MEET THE ARTIST
"Art is a language — and if you don't understand what is being said you will not be able to appreciate its actual depth."
Cecil Carpenter is a contemporary artist whose work is rooted in Neoplatonic philosophy — the tradition of Plato, Plotinus, and Proclus — a philosophy in which beauty is not decoration, but a path the soul takes toward the divine.
Born and raised in Lexington, Kentucky, Carpenter earned his BFA from the Columbus College of Art and Design in 2008, where he was awarded the Outstanding Senior in Fine Arts Award. His senior thesis, Designed Obsolescence — a nine-foot cast aluminum kinetic figure engineered to fail — was reviewed in The Columbus Dispatch and has been exhibited in several galleries across US including the Carnegie Center for the Arts.
Beyond his visual practice, Carpenter is also co-founder of the internationally recognized electronic music group Autograf.
"I believe people's lives and stories become etched in their portraits. I never use references when sculpting faces, and only rarely while drawing them, because I feel like I am channeling a story. I get into a flow state and before I realize what's happening someone is looking back at me."
What emerges is a body of work concerned not with likeness but with presence — faces that arrive rather than appear, figures that carry the weight of what they have witnessed.
Today, Cecil Carpenter lives and works in Sighișoara, Romania — a medieval city in Transylvania whose stone and silence have shaped the work.
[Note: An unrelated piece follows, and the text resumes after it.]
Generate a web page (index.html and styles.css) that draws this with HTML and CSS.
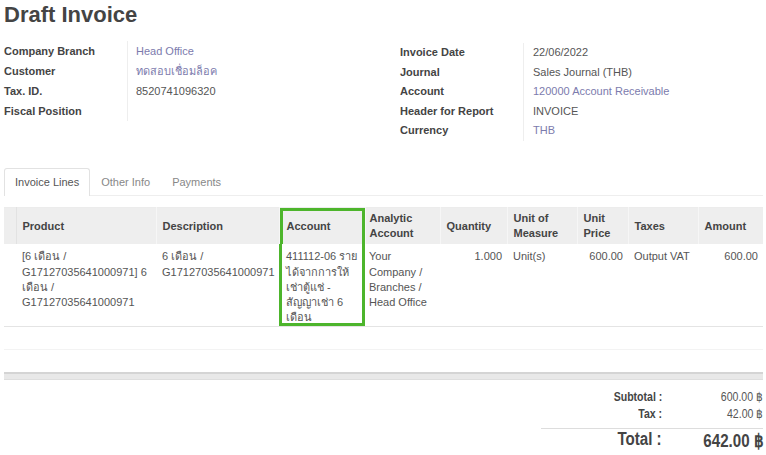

"Art is the only real answer available — and it is available to all of us whether we understand its language or not."


INSPIRATION
"An artist would never create an imitation if they could create a reality."
Cecil Carpenter’s creative process is deeply rooted in the Neoplatonic concept of theurgy—an act of 'Divine-working'. For him, art is more than an expression; he believes that to create is to draw closer to divine essence itself.
Through sculpture and drawing, Cecil explores the relationship between creation and the Creator, seeing his work as a bridge to the universal forces that shape existence. His art serves as a meditation on form, emotion, and the spiritual essence that binds humanity to the divine.
While inspired by the philosophical traditions of Proclus, Iamblichus, and Julian, Cecil’s approach is deeply personal. For him, art is not just self-expression—it is a way to seek and reflect the presence of the Creator through the very act of creation. He believes that artistic expression is the purest way to engage with the sacred, the infinite, and the unknown.
To Cecil, creation itself is a divine act, an endless source of inspiration that mirrors the forces that once shaped the world—knowing that, in the moment of making, the Creator must have had similar thoughts.
PHILOSOPHY
"Withdraw into yourself and look. And if you do not find yourself beautiful yet, act as does the creator of a statue... cut away all that is excessive, straighten all that is crooked, bring light to all that is shadowed... until you shall see the perfect goodness surely established in the stainless shrine."
— Plotinus, Enneads I.6.9
Cecil Carpenter’s kinetic sculpture, ‘Designed Obsolescence’ (or ‘Sue’), is a physical embodiment of this philosophy. Over the course of nine months of intense labor, he meticulously crafted Sue as part of his senior thesis at Columbus College of Art and Design, engineering it to function for exactly 10 years before ceasing movement—mirroring the finitude of human life.
"Death gives meaning to life," Cecil explains. "By giving a statue a predetermined lifespan, I wanted to explore the tension between the ‘immortality’ of sculpture and the inevitability of death. Just as a broken escalator becomes stairs, a broken machine becomes an eternal monument to its own existence. Similarly, our bodies are designed to fail, but in their final moments, they give birth to the immortality of the soul."
Much like Plotinus describes the sculptor chiseling away to reveal hidden beauty, 'Sue' once moved with purpose but now stands frozen, its stillness not a loss, but a transformation into permanence.